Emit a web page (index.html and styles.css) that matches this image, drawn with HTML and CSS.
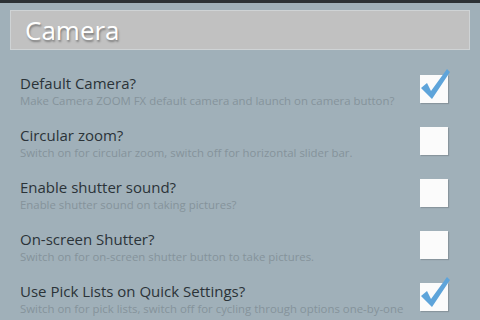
FILE: index.html
```html
<!DOCTYPE html>
<html lang="en">

<head>
    <meta http-equiv="Content-Type" content="text/html; charset=UTF-8">
    <meta name="viewport" content="width=device-width, initial-scale=1.0">
    <link rel="stylesheet" href="styles.css">
</head>

<body>
    <div class="topbar"></div>
    <div class="header">
        <div class="header-title">Camera</div>
    </div>

    <div class="pref">
        <div class="pref-text">
            <div class="pref-title">Default Camera?</div>
            <div class="pref-summary">Make Camera ZOOM FX default camera and launch on camera button?</div>
        </div>
        <div class="check on">
            <svg viewBox="0 0 34 34" width="34" height="34"><path d="M4 20 L10 15 L14 23 L30 1 L33 4 L15 31 Z" fill="#5ea4da"/></svg>
        </div>
    </div>

    <div class="pref">
        <div class="pref-text">
            <div class="pref-title">Circular zoom?</div>
            <div class="pref-summary">Switch on for circular zoom, switch off for horizontal slider bar.</div>
        </div>
        <div class="check"></div>
    </div>

    <div class="pref">
        <div class="pref-text">
            <div class="pref-title">Enable shutter sound?</div>
            <div class="pref-summary">Enable shutter sound on taking pictures?</div>
        </div>
        <div class="check"></div>
    </div>

    <div class="pref">
        <div class="pref-text">
            <div class="pref-title">On-screen Shutter?</div>
            <div class="pref-summary">Switch on for on-screen shutter button to take pictures.</div>
        </div>
        <div class="check"></div>
    </div>

    <div class="pref">
        <div class="pref-text">
            <div class="pref-title">Use Pick Lists on Quick Settings?</div>
            <div class="pref-summary">Switch on for pick lists, switch off for cycling through options one-by-one</div>
        </div>
        <div class="check on">
            <svg viewBox="0 0 34 34" width="34" height="34"><path d="M4 20 L10 15 L14 23 L30 1 L33 4 L15 31 Z" fill="#5ea4da"/></svg>
        </div>
    </div>
</body>

</html>
```

FILE: styles.css
```css
body {
    margin: 0;
    background: #a0b0b9;
    font-family: "Open Sans", "DejaVu Sans", sans-serif;
    width: 480px;
    height: 320px;
    overflow: hidden;
}

.topbar {
    height: 3px;
    background: #2c3236;
}

.header {
    margin: 7px 10px 13px 10px;
    height: 40px;
    background: #c1c1c1;
    border: 1px solid #cfd3d5;
    box-sizing: border-box;
    display: flex;
    align-items: center;
    padding-left: 14px;
}

.header-title {
    color: #ffffff;
    font-size: 26px;
    text-shadow: 1px 2px 2px rgba(0, 0, 0, 0.35);
}

.pref {
    height: 52px;
    display: flex;
    align-items: center;
    padding: 0 32px 0 20px;
}

.pref-text {
    flex: 1;
    padding-top: 3px;
}

.pref-title {
    font-size: 15px;
    color: #2b3338;
    line-height: 20px;
}

.pref-summary {
    font-size: 11.4px;
    color: #85939b;
    line-height: 16px;
    white-space: nowrap;
}

.check {
    position: relative;
    width: 28px;
    height: 28px;
    background: #fbfbfb;
    box-shadow: 1px 1px 1px rgba(0, 0, 0, 0.15);
}

.check svg {
    position: absolute;
    left: -3px;
    top: -7px;
}
```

» **Written task**
Repeat the material above in full and unchanged, minus its images.

» **Response below**
Emit a web page (index.html and styles.css) that matches this image, drawn with HTML and CSS.
FILE: index.html
```html
<!DOCTYPE html>
<html lang="en">

<head>
    <meta http-equiv="Content-Type" content="text/html; charset=UTF-8">
    <meta name="viewport" content="width=device-width, initial-scale=1.0">
    <link rel="stylesheet" href="styles.css">
</head>

<body>
    <div class="topbar"></div>
    <div class="header">
        <div class="header-title">Camera</div>
    </div>

    <div class="pref">
        <div class="pref-text">
            <div class="pref-title">Default Camera?</div>
            <div class="pref-summary">Make Camera ZOOM FX default camera and launch on camera button?</div>
        </div>
        <div class="check on">
            <svg viewBox="0 0 34 34" width="34" height="34"><path d="M4 20 L10 15 L14 23 L30 1 L33 4 L15 31 Z" fill="#5ea4da"/></svg>
        </div>
    </div>

    <div class="pref">
        <div class="pref-text">
            <div class="pref-title">Circular zoom?</div>
            <div class="pref-summary">Switch on for circular zoom, switch off for horizontal slider bar.</div>
        </div>
        <div class="check"></div>
    </div>

    <div class="pref">
        <div class="pref-text">
            <div class="pref-title">Enable shutter sound?</div>
            <div class="pref-summary">Enable shutter sound on taking pictures?</div>
        </div>
        <div class="check"></div>
    </div>

    <div class="pref">
        <div class="pref-text">
            <div class="pref-title">On-screen Shutter?</div>
            <div class="pref-summary">Switch on for on-screen shutter button to take pictures.</div>
        </div>
        <div class="check"></div>
    </div>

    <div class="pref">
        <div class="pref-text">
            <div class="pref-title">Use Pick Lists on Quick Settings?</div>
            <div class="pref-summary">Switch on for pick lists, switch off for cycling through options one-by-one</div>
        </div>
        <div class="check on">
            <svg viewBox="0 0 34 34" width="34" height="34"><path d="M4 20 L10 15 L14 23 L30 1 L33 4 L15 31 Z" fill="#5ea4da"/></svg>
        </div>
    </div>
</body>

</html>
```

FILE: styles.css
```css
body {
    margin: 0;
    background: #a0b0b9;
    font-family: "Open Sans", "DejaVu Sans", sans-serif;
    width: 480px;
    height: 320px;
    overflow: hidden;
}

.topbar {
    height: 3px;
    background: #2c3236;
}

.header {
    margin: 7px 10px 13px 10px;
    height: 40px;
    background: #c1c1c1;
    border: 1px solid #cfd3d5;
    box-sizing: border-box;
    display: flex;
    align-items: center;
    padding-left: 14px;
}

.header-title {
    color: #ffffff;
    font-size: 26px;
    text-shadow: 1px 2px 2px rgba(0, 0, 0, 0.35);
}

.pref {
    height: 52px;
    display: flex;
    align-items: center;
    padding: 0 32px 0 20px;
}

.pref-text {
    flex: 1;
    padding-top: 3px;
}

.pref-title {
    font-size: 15px;
    color: #2b3338;
    line-height: 20px;
}

.pref-summary {
    font-size: 11.4px;
    color: #85939b;
    line-height: 16px;
    white-space: nowrap;
}

.check {
    position: relative;
    width: 28px;
    height: 28px;
    background: #fbfbfb;
    box-shadow: 1px 1px 1px rgba(0, 0, 0, 0.15);
}

.check svg {
    position: absolute;
    left: -3px;
    top: -7px;
}
```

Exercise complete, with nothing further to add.